== SUPPLIED MATERIAL ==
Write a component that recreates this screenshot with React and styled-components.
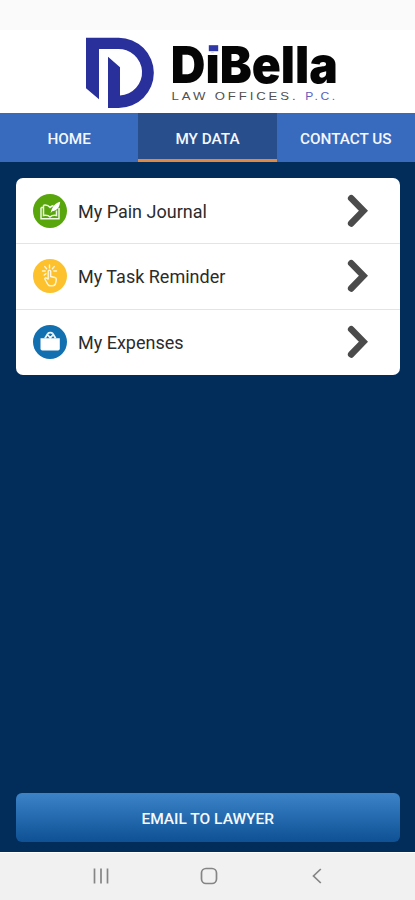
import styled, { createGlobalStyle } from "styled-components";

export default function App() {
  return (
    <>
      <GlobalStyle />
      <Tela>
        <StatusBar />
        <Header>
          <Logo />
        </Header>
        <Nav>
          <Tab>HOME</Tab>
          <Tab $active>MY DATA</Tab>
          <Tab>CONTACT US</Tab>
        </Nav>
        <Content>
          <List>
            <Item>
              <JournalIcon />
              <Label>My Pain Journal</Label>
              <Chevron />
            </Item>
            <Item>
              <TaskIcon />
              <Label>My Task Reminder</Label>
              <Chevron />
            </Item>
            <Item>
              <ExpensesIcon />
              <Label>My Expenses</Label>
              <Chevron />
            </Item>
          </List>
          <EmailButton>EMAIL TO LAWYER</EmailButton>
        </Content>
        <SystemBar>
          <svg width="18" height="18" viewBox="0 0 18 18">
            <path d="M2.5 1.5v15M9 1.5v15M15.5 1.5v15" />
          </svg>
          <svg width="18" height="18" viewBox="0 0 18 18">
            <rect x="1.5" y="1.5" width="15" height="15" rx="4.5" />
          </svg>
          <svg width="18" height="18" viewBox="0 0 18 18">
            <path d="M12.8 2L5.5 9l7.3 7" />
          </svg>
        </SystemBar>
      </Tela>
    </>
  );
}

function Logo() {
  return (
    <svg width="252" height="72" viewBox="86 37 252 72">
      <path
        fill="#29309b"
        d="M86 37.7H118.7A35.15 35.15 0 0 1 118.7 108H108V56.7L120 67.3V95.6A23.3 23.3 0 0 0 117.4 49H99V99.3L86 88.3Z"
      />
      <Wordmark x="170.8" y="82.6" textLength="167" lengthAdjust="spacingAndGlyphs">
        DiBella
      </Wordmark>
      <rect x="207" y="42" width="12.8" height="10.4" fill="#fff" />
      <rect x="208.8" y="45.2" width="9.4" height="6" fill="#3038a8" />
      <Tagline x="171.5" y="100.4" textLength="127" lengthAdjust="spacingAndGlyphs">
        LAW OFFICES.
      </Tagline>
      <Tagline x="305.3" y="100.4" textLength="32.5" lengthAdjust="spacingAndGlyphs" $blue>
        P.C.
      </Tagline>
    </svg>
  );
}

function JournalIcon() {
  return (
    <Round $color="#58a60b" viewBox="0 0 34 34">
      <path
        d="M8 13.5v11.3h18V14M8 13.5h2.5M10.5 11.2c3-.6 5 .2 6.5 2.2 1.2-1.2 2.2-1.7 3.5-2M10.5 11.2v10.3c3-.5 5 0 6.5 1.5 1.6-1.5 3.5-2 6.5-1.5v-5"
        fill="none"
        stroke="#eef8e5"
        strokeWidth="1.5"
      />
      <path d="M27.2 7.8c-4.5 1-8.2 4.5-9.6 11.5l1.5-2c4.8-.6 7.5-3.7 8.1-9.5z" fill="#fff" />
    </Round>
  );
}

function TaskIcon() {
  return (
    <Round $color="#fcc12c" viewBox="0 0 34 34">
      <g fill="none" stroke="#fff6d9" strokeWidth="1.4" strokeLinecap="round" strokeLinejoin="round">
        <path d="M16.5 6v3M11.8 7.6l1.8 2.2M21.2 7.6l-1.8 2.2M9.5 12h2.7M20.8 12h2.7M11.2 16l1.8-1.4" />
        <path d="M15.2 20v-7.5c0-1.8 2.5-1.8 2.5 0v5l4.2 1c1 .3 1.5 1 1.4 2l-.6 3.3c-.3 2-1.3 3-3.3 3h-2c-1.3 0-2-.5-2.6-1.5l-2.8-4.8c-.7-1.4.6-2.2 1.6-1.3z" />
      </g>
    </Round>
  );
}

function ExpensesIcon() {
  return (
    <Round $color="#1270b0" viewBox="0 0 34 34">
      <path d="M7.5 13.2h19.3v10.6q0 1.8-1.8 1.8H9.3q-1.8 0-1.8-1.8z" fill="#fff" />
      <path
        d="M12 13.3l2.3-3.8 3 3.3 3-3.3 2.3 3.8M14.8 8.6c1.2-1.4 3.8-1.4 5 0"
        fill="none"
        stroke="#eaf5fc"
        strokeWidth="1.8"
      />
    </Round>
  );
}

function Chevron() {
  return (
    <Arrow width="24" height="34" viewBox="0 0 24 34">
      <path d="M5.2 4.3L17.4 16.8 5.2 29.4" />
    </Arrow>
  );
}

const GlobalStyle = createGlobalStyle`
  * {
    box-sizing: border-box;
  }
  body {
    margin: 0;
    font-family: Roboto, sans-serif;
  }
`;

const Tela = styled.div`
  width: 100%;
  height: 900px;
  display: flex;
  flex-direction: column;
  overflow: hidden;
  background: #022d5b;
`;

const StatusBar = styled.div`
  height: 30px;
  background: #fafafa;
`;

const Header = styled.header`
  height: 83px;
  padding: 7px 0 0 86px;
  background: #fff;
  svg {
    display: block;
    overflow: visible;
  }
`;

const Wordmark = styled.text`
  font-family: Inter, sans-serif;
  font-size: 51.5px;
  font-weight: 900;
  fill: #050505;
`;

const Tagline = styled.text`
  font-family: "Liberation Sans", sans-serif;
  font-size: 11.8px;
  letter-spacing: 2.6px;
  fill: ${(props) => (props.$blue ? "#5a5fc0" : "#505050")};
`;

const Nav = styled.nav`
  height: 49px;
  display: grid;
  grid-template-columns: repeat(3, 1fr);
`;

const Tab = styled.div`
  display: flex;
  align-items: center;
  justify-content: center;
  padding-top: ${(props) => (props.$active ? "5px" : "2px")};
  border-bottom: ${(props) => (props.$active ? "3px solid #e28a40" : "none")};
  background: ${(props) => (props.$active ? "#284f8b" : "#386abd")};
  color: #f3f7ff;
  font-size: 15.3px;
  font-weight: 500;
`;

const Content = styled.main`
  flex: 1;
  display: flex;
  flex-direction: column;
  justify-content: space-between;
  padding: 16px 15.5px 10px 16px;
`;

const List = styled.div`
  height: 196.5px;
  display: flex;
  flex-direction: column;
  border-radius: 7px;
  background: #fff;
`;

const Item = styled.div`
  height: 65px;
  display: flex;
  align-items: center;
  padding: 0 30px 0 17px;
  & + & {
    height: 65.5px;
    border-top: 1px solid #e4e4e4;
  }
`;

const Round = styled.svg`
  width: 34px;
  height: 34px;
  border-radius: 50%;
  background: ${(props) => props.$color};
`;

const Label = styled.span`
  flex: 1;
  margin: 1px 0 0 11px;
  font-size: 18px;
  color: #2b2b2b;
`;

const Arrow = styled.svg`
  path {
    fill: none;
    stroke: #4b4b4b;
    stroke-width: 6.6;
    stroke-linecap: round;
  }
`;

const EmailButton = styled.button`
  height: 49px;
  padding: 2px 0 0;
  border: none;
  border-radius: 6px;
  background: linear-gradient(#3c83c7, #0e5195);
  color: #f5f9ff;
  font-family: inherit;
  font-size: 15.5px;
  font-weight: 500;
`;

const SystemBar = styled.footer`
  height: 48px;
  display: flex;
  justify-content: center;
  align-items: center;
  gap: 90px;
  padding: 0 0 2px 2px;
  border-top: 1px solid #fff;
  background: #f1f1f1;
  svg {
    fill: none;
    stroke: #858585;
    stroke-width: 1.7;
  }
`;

== PROBLEM TO WORK ON ==
Repeat the data exactly, without the pictures.

== EXERCISE ANSWER ==
Write a component that recreates this screenshot with React and styled-components.
import styled, { createGlobalStyle } from "styled-components";

export default function App() {
  return (
    <>
      <GlobalStyle />
      <Tela>
        <StatusBar />
        <Header>
          <Logo />
        </Header>
        <Nav>
          <Tab>HOME</Tab>
          <Tab $active>MY DATA</Tab>
          <Tab>CONTACT US</Tab>
        </Nav>
        <Content>
          <List>
            <Item>
              <JournalIcon />
              <Label>My Pain Journal</Label>
              <Chevron />
            </Item>
            <Item>
              <TaskIcon />
              <Label>My Task Reminder</Label>
              <Chevron />
            </Item>
            <Item>
              <ExpensesIcon />
              <Label>My Expenses</Label>
              <Chevron />
            </Item>
          </List>
          <EmailButton>EMAIL TO LAWYER</EmailButton>
        </Content>
        <SystemBar>
          <svg width="18" height="18" viewBox="0 0 18 18">
            <path d="M2.5 1.5v15M9 1.5v15M15.5 1.5v15" />
          </svg>
          <svg width="18" height="18" viewBox="0 0 18 18">
            <rect x="1.5" y="1.5" width="15" height="15" rx="4.5" />
          </svg>
          <svg width="18" height="18" viewBox="0 0 18 18">
            <path d="M12.8 2L5.5 9l7.3 7" />
          </svg>
        </SystemBar>
      </Tela>
    </>
  );
}

function Logo() {
  return (
    <svg width="252" height="72" viewBox="86 37 252 72">
      <path
        fill="#29309b"
        d="M86 37.7H118.7A35.15 35.15 0 0 1 118.7 108H108V56.7L120 67.3V95.6A23.3 23.3 0 0 0 117.4 49H99V99.3L86 88.3Z"
      />
      <Wordmark x="170.8" y="82.6" textLength="167" lengthAdjust="spacingAndGlyphs">
        DiBella
      </Wordmark>
      <rect x="207" y="42" width="12.8" height="10.4" fill="#fff" />
      <rect x="208.8" y="45.2" width="9.4" height="6" fill="#3038a8" />
      <Tagline x="171.5" y="100.4" textLength="127" lengthAdjust="spacingAndGlyphs">
        LAW OFFICES.
      </Tagline>
      <Tagline x="305.3" y="100.4" textLength="32.5" lengthAdjust="spacingAndGlyphs" $blue>
        P.C.
      </Tagline>
    </svg>
  );
}

function JournalIcon() {
  return (
    <Round $color="#58a60b" viewBox="0 0 34 34">
      <path
        d="M8 13.5v11.3h18V14M8 13.5h2.5M10.5 11.2c3-.6 5 .2 6.5 2.2 1.2-1.2 2.2-1.7 3.5-2M10.5 11.2v10.3c3-.5 5 0 6.5 1.5 1.6-1.5 3.5-2 6.5-1.5v-5"
        fill="none"
        stroke="#eef8e5"
        strokeWidth="1.5"
      />
      <path d="M27.2 7.8c-4.5 1-8.2 4.5-9.6 11.5l1.5-2c4.8-.6 7.5-3.7 8.1-9.5z" fill="#fff" />
    </Round>
  );
}

function TaskIcon() {
  return (
    <Round $color="#fcc12c" viewBox="0 0 34 34">
      <g fill="none" stroke="#fff6d9" strokeWidth="1.4" strokeLinecap="round" strokeLinejoin="round">
        <path d="M16.5 6v3M11.8 7.6l1.8 2.2M21.2 7.6l-1.8 2.2M9.5 12h2.7M20.8 12h2.7M11.2 16l1.8-1.4" />
        <path d="M15.2 20v-7.5c0-1.8 2.5-1.8 2.5 0v5l4.2 1c1 .3 1.5 1 1.4 2l-.6 3.3c-.3 2-1.3 3-3.3 3h-2c-1.3 0-2-.5-2.6-1.5l-2.8-4.8c-.7-1.4.6-2.2 1.6-1.3z" />
      </g>
    </Round>
  );
}

function ExpensesIcon() {
  return (
    <Round $color="#1270b0" viewBox="0 0 34 34">
      <path d="M7.5 13.2h19.3v10.6q0 1.8-1.8 1.8H9.3q-1.8 0-1.8-1.8z" fill="#fff" />
      <path
        d="M12 13.3l2.3-3.8 3 3.3 3-3.3 2.3 3.8M14.8 8.6c1.2-1.4 3.8-1.4 5 0"
        fill="none"
        stroke="#eaf5fc"
        strokeWidth="1.8"
      />
    </Round>
  );
}

function Chevron() {
  return (
    <Arrow width="24" height="34" viewBox="0 0 24 34">
      <path d="M5.2 4.3L17.4 16.8 5.2 29.4" />
    </Arrow>
  );
}

const GlobalStyle = createGlobalStyle`
  * {
    box-sizing: border-box;
  }
  body {
    margin: 0;
    font-family: Roboto, sans-serif;
  }
`;

const Tela = styled.div`
  width: 100%;
  height: 900px;
  display: flex;
  flex-direction: column;
  overflow: hidden;
  background: #022d5b;
`;

const StatusBar = styled.div`
  height: 30px;
  background: #fafafa;
`;

const Header = styled.header`
  height: 83px;
  padding: 7px 0 0 86px;
  background: #fff;
  svg {
    display: block;
    overflow: visible;
  }
`;

const Wordmark = styled.text`
  font-family: Inter, sans-serif;
  font-size: 51.5px;
  font-weight: 900;
  fill: #050505;
`;

const Tagline = styled.text`
  font-family: "Liberation Sans", sans-serif;
  font-size: 11.8px;
  letter-spacing: 2.6px;
  fill: ${(props) => (props.$blue ? "#5a5fc0" : "#505050")};
`;

const Nav = styled.nav`
  height: 49px;
  display: grid;
  grid-template-columns: repeat(3, 1fr);
`;

const Tab = styled.div`
  display: flex;
  align-items: center;
  justify-content: center;
  padding-top: ${(props) => (props.$active ? "5px" : "2px")};
  border-bottom: ${(props) => (props.$active ? "3px solid #e28a40" : "none")};
  background: ${(props) => (props.$active ? "#284f8b" : "#386abd")};
  color: #f3f7ff;
  font-size: 15.3px;
  font-weight: 500;
`;

const Content = styled.main`
  flex: 1;
  display: flex;
  flex-direction: column;
  justify-content: space-between;
  padding: 16px 15.5px 10px 16px;
`;

const List = styled.div`
  height: 196.5px;
  display: flex;
  flex-direction: column;
  border-radius: 7px;
  background: #fff;
`;

const Item = styled.div`
  height: 65px;
  display: flex;
  align-items: center;
  padding: 0 30px 0 17px;
  & + & {
    height: 65.5px;
    border-top: 1px solid #e4e4e4;
  }
`;

const Round = styled.svg`
  width: 34px;
  height: 34px;
  border-radius: 50%;
  background: ${(props) => props.$color};
`;

const Label = styled.span`
  flex: 1;
  margin: 1px 0 0 11px;
  font-size: 18px;
  color: #2b2b2b;
`;

const Arrow = styled.svg`
  path {
    fill: none;
    stroke: #4b4b4b;
    stroke-width: 6.6;
    stroke-linecap: round;
  }
`;

const EmailButton = styled.button`
  height: 49px;
  padding: 2px 0 0;
  border: none;
  border-radius: 6px;
  background: linear-gradient(#3c83c7, #0e5195);
  color: #f5f9ff;
  font-family: inherit;
  font-size: 15.5px;
  font-weight: 500;
`;

const SystemBar = styled.footer`
  height: 48px;
  display: flex;
  justify-content: center;
  align-items: center;
  gap: 90px;
  padding: 0 0 2px 2px;
  border-top: 1px solid #fff;
  background: #f1f1f1;
  svg {
    fill: none;
    stroke: #858585;
    stroke-width: 1.7;
  }
`;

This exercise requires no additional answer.